Ok, ready for the instructions?
Pour all of the base ingredients except for the coconut bacon into a blender. Blend for a minute to incorporate all ingredients. Chill in the fridge for a few hours to help with the freezing process.
Once chilled, pour the base into your ice cream maker and freeze according to instructions. Mine takes about 20-30 minutes to be soft but frozen. Once frozen, add the bacon and let mix in with the ice cream maker. Alternately, remove the ice cream to a storage container and fold the bacon in by hand.
Allow to set up in the freezer for another 1-2 hours so that it is scoopable and fairly firm.

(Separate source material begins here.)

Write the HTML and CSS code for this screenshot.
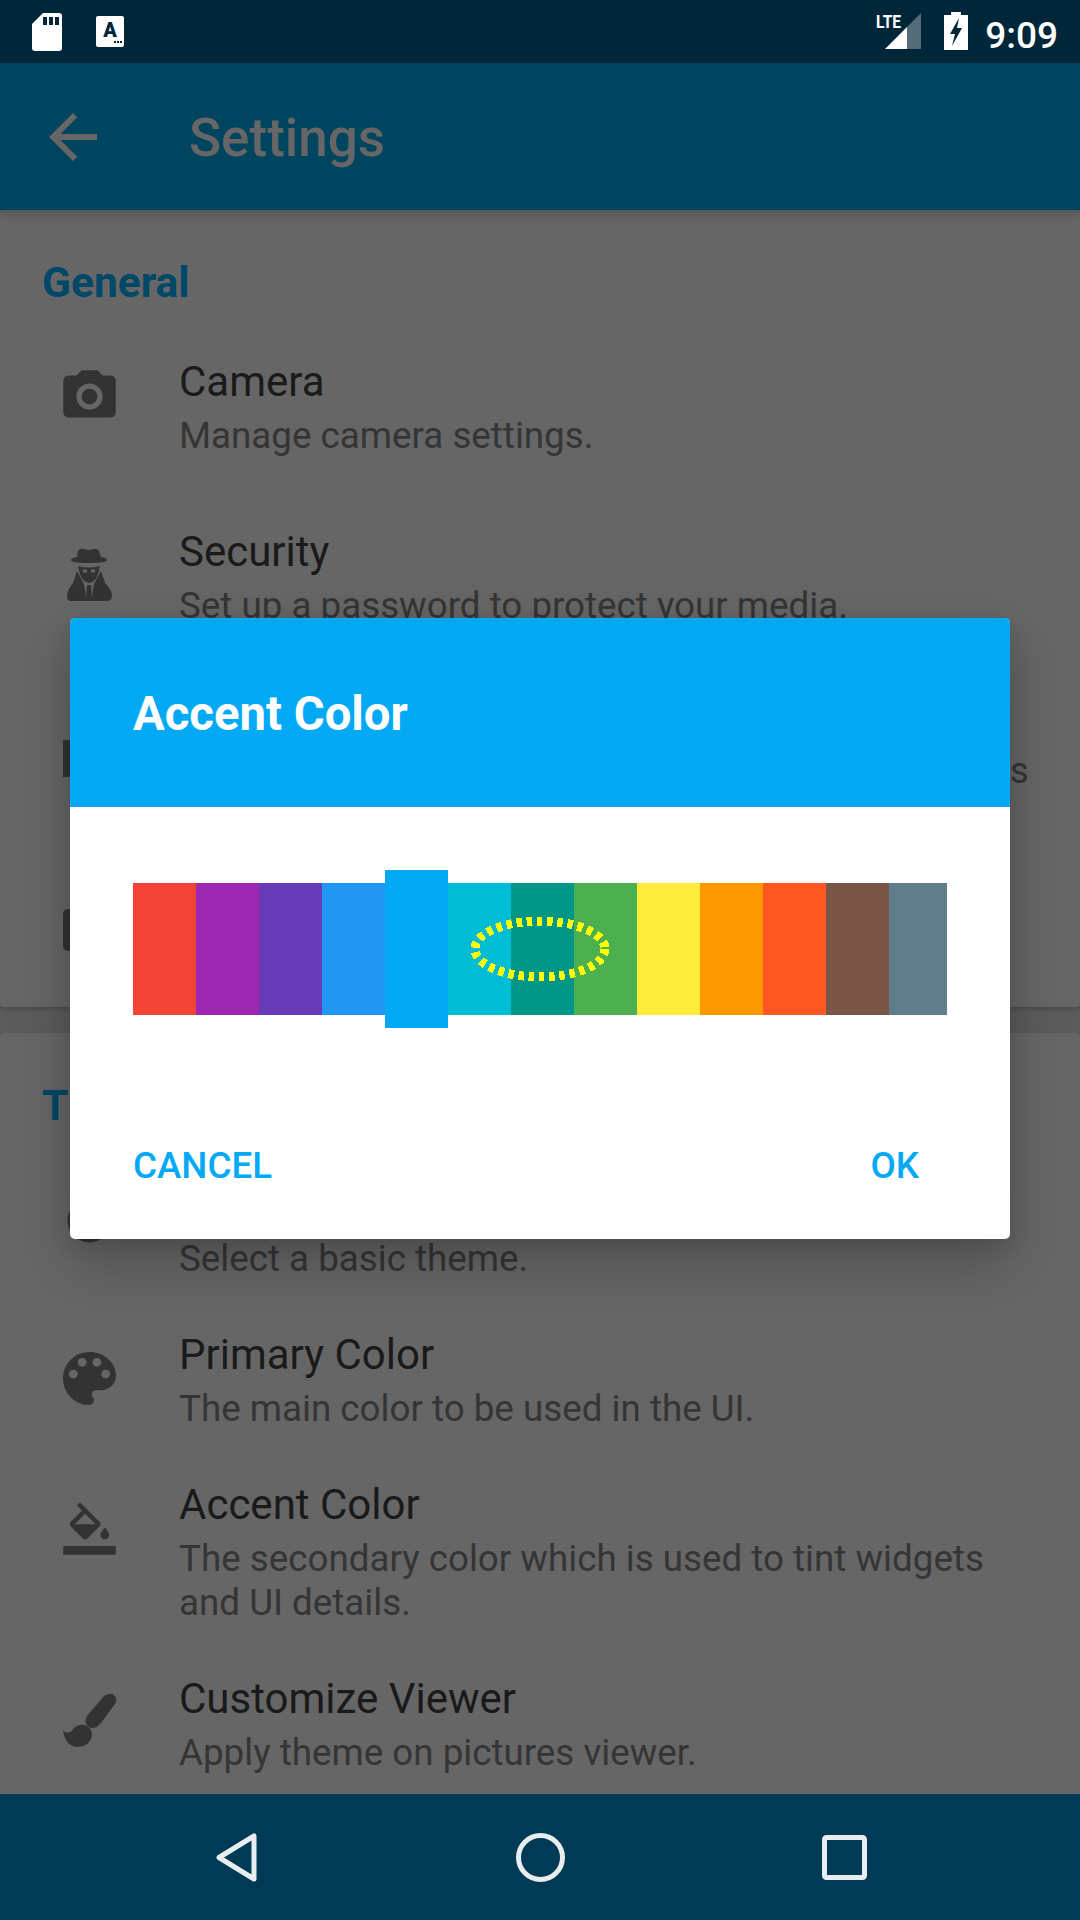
FILE: index.html
```html
<!DOCTYPE html>
<html lang="en">
<head>
    <meta charset="UTF-8">
    <meta name="viewport" content="width=device-width, initial-scale=1.0">
    <title>Settings</title>
    <link rel="stylesheet" href="styles.css">
</head>
<body>
<div class="screen">

    <!-- Status bar -->
    <div class="status-bar">
        <svg class="sd-icon" width="30" height="38" viewBox="0 0 30 38">
            <path d="M11 0H27Q30 0 30 3V35Q30 38 27 38H3Q0 38 0 35V11Z" fill="#fff"/>
            <path d="M11 4h4v8h-4zM17 4h4v8h-4zM23 4h4v8h-4z" fill="#002739"/>
        </svg>
        <div class="font-note">
            <span class="font-note-letter">A</span>
            <span class="font-note-dots"><i></i><i></i><i></i></span>
        </div>
        <div class="status-right">
            <svg width="48" height="38" viewBox="0 0 48 38">
                <path d="M1 37L23 15V37Z" fill="#fff"/>
                <path d="M23 15L37 1V37H23Z" fill="#fff" fill-opacity="0.32"/>
                <text class="lte-text" x="-8" y="16" textLength="25" lengthAdjust="spacingAndGlyphs">LTE</text>
            </svg>
            <svg class="battery-icon" width="24" height="38" viewBox="0 0 24 38">
                <path d="M7 0H17V3H24V38H0V3H7Z" fill="#fff"/>
                <path d="M15 6L6 22H11L8 34L18 16H13Z" fill="#002739"/>
            </svg>
            <span class="clock">9:09</span>
        </div>
    </div>

    <!-- Toolbar -->
    <header class="toolbar">
        <svg class="back-arrow" width="72" height="72" viewBox="0 0 24 24">
            <path d="M20 11H7.83l5.59-5.59L12 4l-8 8 8 8 1.41-1.41L7.83 13H20v-2z" fill="#666"/>
        </svg>
        <h1>Settings</h1>
    </header>

    <main class="content">
        <section class="card card-general">
            <h2>General</h2>

            <div class="row row-wide">
                <svg class="row-icon icon-camera" viewBox="0 0 24 24">
                    <path d="M4,4H7L9,2H15L17,4H20A2,2 0 0,1 22,6V18A2,2 0 0,1 20,20H4A2,2 0 0,1 2,18V6A2,2 0 0,1 4,4M12,7A5,5 0 0,0 7,12A5,5 0 0,0 12,17A5,5 0 0,0 17,12A5,5 0 0,0 12,7M12,9A3,3 0 0,1 15,12A3,3 0 0,1 12,15A3,3 0 0,1 9,12A3,3 0 0,1 12,9Z"/>
                </svg>
                <div class="row-text">
                    <div class="row-title">Camera</div>
                    <div class="row-summary">Manage camera settings.</div>
                </div>
            </div>

            <div class="row row-wide">
                <svg class="row-icon icon-spy" viewBox="58 204 63 63">
                    <path d="M78 212Q80 209 84 210Q89 212 93 210Q97 209 99 212L101 218Q107 219 107 221Q107 224 89 224Q71 224 71 221Q71 219 77 218Z"/>
                    <path d="M78 227Q89 230 100 227L98 235Q96 243 89 244Q82 243 80 235Z"/>
                    <path d="M77 232L84 245L87 262H71Q67 262 67 257Q67 251 73 244ZM101 232L94 245L91 262H107Q112 262 112 257Q112 251 105 244Z"/>
                    <path d="M83 232H87M91 232H95" stroke="#666" stroke-width="3"/>
                    <path d="M87 246H91L92 262H86Z"/>
                </svg>
                <div class="row-text">
                    <div class="row-title">Security</div>
                    <div class="row-summary">Set up a password to protect your media.</div>
                </div>
            </div>

            <div class="row row-wide row-folders">
                <svg class="row-icon icon-folder" viewBox="0 0 63 63">
                    <rect x="5" y="26" width="53" height="41"/>
                </svg>
                <div class="row-text">
                    <div class="row-title">Folders</div>
                    <div class="row-summary">Choose the folders shown with all your own pictures</div>
                </div>
            </div>

            <div class="row">
                <svg class="row-icon icon-album" viewBox="0 0 63 63">
                    <rect x="5" y="16" width="53" height="42" rx="5"/>
                </svg>
                <div class="row-text">
                    <div class="row-title">Albums</div>
                    <div class="row-summary">Manage album settings.</div>
                </div>
            </div>
        </section>

        <section class="card">
            <h2>Theme</h2>

            <div class="row">
                <svg class="row-icon icon-theme" viewBox="0 0 63 63">
                    <circle cx="31.5" cy="31.5" r="22"/>
                </svg>
                <div class="row-text">
                    <div class="row-title">Base Theme</div>
                    <div class="row-summary">Select a basic theme.</div>
                </div>
            </div>

            <div class="row">
                <svg class="row-icon icon-palette" viewBox="1.3 1.3 21.4 21.4">
                    <path d="M12 3c-4.97 0-9 4.03-9 9s4.03 9 9 9c.83 0 1.5-.67 1.5-1.5 0-.39-.15-.74-.39-1.01-.23-.26-.38-.61-.38-.99 0-.83.67-1.5 1.5-1.5H16c2.76 0 5-2.24 5-5 0-4.42-4.03-8-9-8zm-5.5 9c-.83 0-1.5-.67-1.5-1.5S5.67 9 6.5 9 8 9.67 8 10.5 7.33 12 6.5 12zm3-4C8.67 8 8 7.33 8 6.5S8.67 5 9.5 5s1.5.67 1.5 1.5S10.33 8 9.5 8zm5 0c-.83 0-1.5-.67-1.5-1.5S13.67 5 14.5 5s1.5.67 1.5 1.5S15.33 8 14.5 8zm3 4c-.83 0-1.5-.67-1.5-1.5S16.67 9 17.5 9s1.5.67 1.5 1.5-.67 1.5-1.5 1.5z"/>
                </svg>
                <div class="row-text">
                    <div class="row-title">Primary Color</div>
                    <div class="row-summary">The main color to be used in the UI.</div>
                </div>
            </div>

            <div class="row">
                <svg class="row-icon icon-fill" viewBox="-2.4 -2.4 28.8 28.8">
                    <path d="M16.56 8.94L7.62 0 6.21 1.41l2.38 2.38-5.15 5.15c-.59.59-.59 1.54 0 2.12l5.5 5.5c.29.29.68.44 1.06.44s.77-.15 1.06-.44l5.5-5.5c.59-.58.59-1.53 0-2.12zM5.21 10L10 5.21 14.79 10H5.21zM19 11.5s-2 2.17-2 3.5c0 1.1.9 2 2 2s2-.9 2-2c0-1.33-2-3.5-2-3.5zM0 20h24v4H0z"/>
                </svg>
                <div class="row-text">
                    <div class="row-title">Accent Color</div>
                    <div class="row-summary">The secondary color which is used to tint widgets and UI details.</div>
                </div>
            </div>

            <div class="row">
                <svg class="row-icon icon-brush" viewBox="18 28 63 63">
                    <path d="M64 35Q70 31 74 34Q78 38 75 43L61 62Q55 69 49 66Q43 62 47 55Z"/>
                    <path d="M23 70Q30 74 33 68Q38 63 45 64Q53 67 52 75Q50 85 38 86Q26 86 23 70Z"/>
                </svg>
                <div class="row-text">
                    <div class="row-title">Customize Viewer</div>
                    <div class="row-summary">Apply theme on pictures viewer.</div>
                </div>
            </div>
        </section>
    </main>

    <!-- Navigation bar -->
    <nav class="nav-bar">
        <div class="nav-item">
            <svg width="63" height="63" viewBox="0 0 63 63"><path d="M49 10V53L14 31.5Z"/></svg>
        </div>
        <div class="nav-item">
            <svg width="63" height="63" viewBox="0 0 63 63"><circle cx="31.5" cy="31.5" r="22"/></svg>
        </div>
        <div class="nav-item">
            <svg width="63" height="63" viewBox="0 0 63 63"><rect x="11.5" y="11.5" width="40" height="40" rx="2"/></svg>
        </div>
    </nav>

    <!-- Accent color dialog -->
    <div class="dialog">
        <div class="dialog-header">Accent Color</div>
        <div class="palette">
            <div class="swatch swatch-red"></div>
            <div class="swatch swatch-purple"></div>
            <div class="swatch swatch-indigo"></div>
            <div class="swatch swatch-blue"></div>
            <div class="swatch swatch-sky selected"></div>
            <div class="swatch swatch-cyan"></div>
            <div class="swatch swatch-teal"></div>
            <div class="swatch swatch-green"></div>
            <div class="swatch swatch-yellow"></div>
            <div class="swatch swatch-orange"></div>
            <div class="swatch swatch-deep-orange"></div>
            <div class="swatch swatch-brown"></div>
            <div class="swatch swatch-grey"></div>
            <svg class="marker" width="150" height="76" viewBox="0 0 150 76">
                <ellipse cx="75" cy="38" rx="65" ry="28"/>
            </svg>
        </div>
        <div class="dialog-actions">
            <span class="dialog-button">CANCEL</span>
            <span class="dialog-button">OK</span>
        </div>
    </div>

</div>
</body>
</html>
```

FILE: styles.css
```css
body {
    margin: 0;
    padding: 0;
    font-family: Roboto, "Liberation Sans", sans-serif;
}

.screen {
    position: relative;
    width: 1080px;
    height: 1920px;
    display: flex;
    flex-direction: column;
    overflow: hidden;
    background-color: #5c5c5c;
}

/* Status bar */
.status-bar {
    height: 63px;
    flex-shrink: 0;
    display: flex;
    align-items: flex-start;
    padding: 0 22px 0 32px;
    background-color: #002739;
}

.sd-icon {
    margin-top: 13px;
}

.font-note {
    width: 28px;
    height: 31px;
    margin: 16px 0 0 34px;
    position: relative;
    border-radius: 2px;
    background-color: #fff;
    color: #002739;
    text-align: center;
}

.font-note-letter {
    display: block;
    font-size: 20px;
    font-weight: 900;
    line-height: 22px;
    padding-top: 3px;
}

.font-note-dots {
    display: flex;
    justify-content: flex-end;
    gap: 1px;
    padding-right: 2px;
}

.font-note-dots i {
    width: 2px;
    height: 2px;
    background-color: #002739;
}

.status-right {
    margin-left: auto;
    display: flex;
    align-items: flex-start;
}

.status-right svg {
    margin-top: 12px;
    overflow: visible;
}

.lte-text {
    font-size: 19px;
    font-weight: 700;
    fill: #fff;
}

.battery-icon {
    margin-left: 12px;
}

.clock {
    margin-left: 17px;
    padding-top: 14px;
    font-size: 37px;
    line-height: 43px;
    font-weight: 500;
    color: #fff;
}

/* Toolbar */
.toolbar {
    height: 147px;
    flex-shrink: 0;
    display: flex;
    align-items: center;
    background-color: #004560;
    box-shadow: 0 4px 10px rgba(0, 0, 0, 0.2);
    position: relative;
    z-index: 1;
}

.back-arrow {
    margin-left: 37px;
}

.toolbar h1 {
    margin: 0 0 0 80px;
    padding-top: 2px;
    font-size: 53px;
    font-weight: 500;
    color: #666;
}

/* Settings list */
.content {
    flex: 1;
    min-height: 0;
    overflow: hidden;
}

.card {
    background-color: #666;
    border-radius: 4px;
    box-shadow: 0 2px 5px rgba(0, 0, 0, 0.2);
    margin-bottom: 26px;
    padding-top: 48px;
}

.card-general {
    height: 749px;
}

.card h2 {
    margin: 0 0 24px 42px;
    font-size: 42.5px;
    line-height: 50px;
    font-weight: 700;
    color: #004868;
}

.row {
    display: flex;
    align-items: flex-start;
    padding: 25px 42px 24px 58px;
}

.row-wide {
    padding-bottom: 44px;
}

.row-folders .row-summary {
    margin-top: 2px;
    padding-bottom: 5px;
}

.row-icon {
    width: 63px;
    height: 63px;
    flex-shrink: 0;
    margin-right: 58px;
    margin-top: 17px;
    fill: #333;
}

.icon-camera {
    margin-top: 8px;
}

.icon-spy {
    margin-top: 16px;
}

.icon-theme {
    margin-top: 9px;
}

.icon-album {
    margin-top: 26px;
}

.icon-brush {
    margin-top: 15px;
}

.row-title {
    font-size: 42px;
    line-height: 50px;
    color: #1a1a1a;
}

.row-summary {
    margin-top: 7px;
    font-size: 36.75px;
    line-height: 44px;
    color: #353535;
}

/* Navigation bar */
.nav-bar {
    height: 126px;
    flex-shrink: 0;
    display: flex;
    justify-content: center;
    align-items: center;
    background-color: #003a54;
    position: relative;
    z-index: 1;
}

.nav-item {
    width: 304px;
    display: flex;
    justify-content: center;
}

.nav-item svg {
    display: block;
    fill: none;
    stroke: #e8edf0;
    stroke-width: 5;
    stroke-linejoin: round;
}

/* Dialog */
.dialog {
    position: absolute;
    left: 70px;
    top: 618px;
    width: 940px;
    z-index: 2;
    border-radius: 5px;
    background-color: #fff;
    box-shadow: 0 24px 60px rgba(0, 0, 0, 0.22), 0 8px 20px rgba(0, 0, 0, 0.1);
}

.dialog-header {
    height: 189px;
    box-sizing: border-box;
    padding: 3px 63px 0;
    display: flex;
    align-items: center;
    border-radius: 5px 5px 0 0;
    background-color: #03a9f4;
    color: #fff;
    font-size: 47.25px;
    font-weight: 700;
}

.palette {
    position: relative;
    display: flex;
    height: 132px;
    margin: 76px 63px 0;
}

.swatch {
    width: 63px;
    flex-shrink: 0;
}

.swatch.selected {
    margin: -13px 0;
}

.swatch-grey {
    width: 58px;
}

.swatch-red { background-color: #f44336; }
.swatch-purple { background-color: #9c27b0; }
.swatch-indigo { background-color: #673ab7; }
.swatch-blue { background-color: #2196f3; }
.swatch-sky { background-color: #03a9f4; }
.swatch-cyan { background-color: #00bcd4; }
.swatch-teal { background-color: #009688; }
.swatch-green { background-color: #4caf50; }
.swatch-yellow { background-color: #ffeb3b; }
.swatch-orange { background-color: #ff9800; }
.swatch-deep-orange { background-color: #ff5722; }
.swatch-brown { background-color: #795548; }
.swatch-grey { background-color: #607d8b; }

.marker {
    position: absolute;
    left: 332px;
    top: 28px;
    fill: none;
    stroke: #ffff00;
    stroke-width: 9;
    stroke-dasharray: 5.6 4.6;
    shape-rendering: crispEdges;
}

.dialog-actions {
    display: flex;
    justify-content: space-between;
    padding: 0 91px 51px 63px;
    margin-top: 128px;
}

.dialog-button {
    font-size: 36.75px;
    line-height: 45px;
    font-weight: 500;
    color: #03a9f4;
}
```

Scoop into bowls and garnish with extra bacon. Store any leftovers in the freezer (obviously!).
1 c dried coconut, large flakes (I use Bob’s Red Mill)
1 t liquid smoke
1 T maple syrup
1 t soy sauce
1 t water
Mix liquid ingredients together. Toss with the dried coconut. Spread out on a baking pan and toast in the oven at 300 degrees for about 25 minutes, stirring/turning often to prevent burning. Once toasted and brown, remove from oven. Allow to cool, then store in an airtight container in the fridge for up to a week. Makes 1 cup.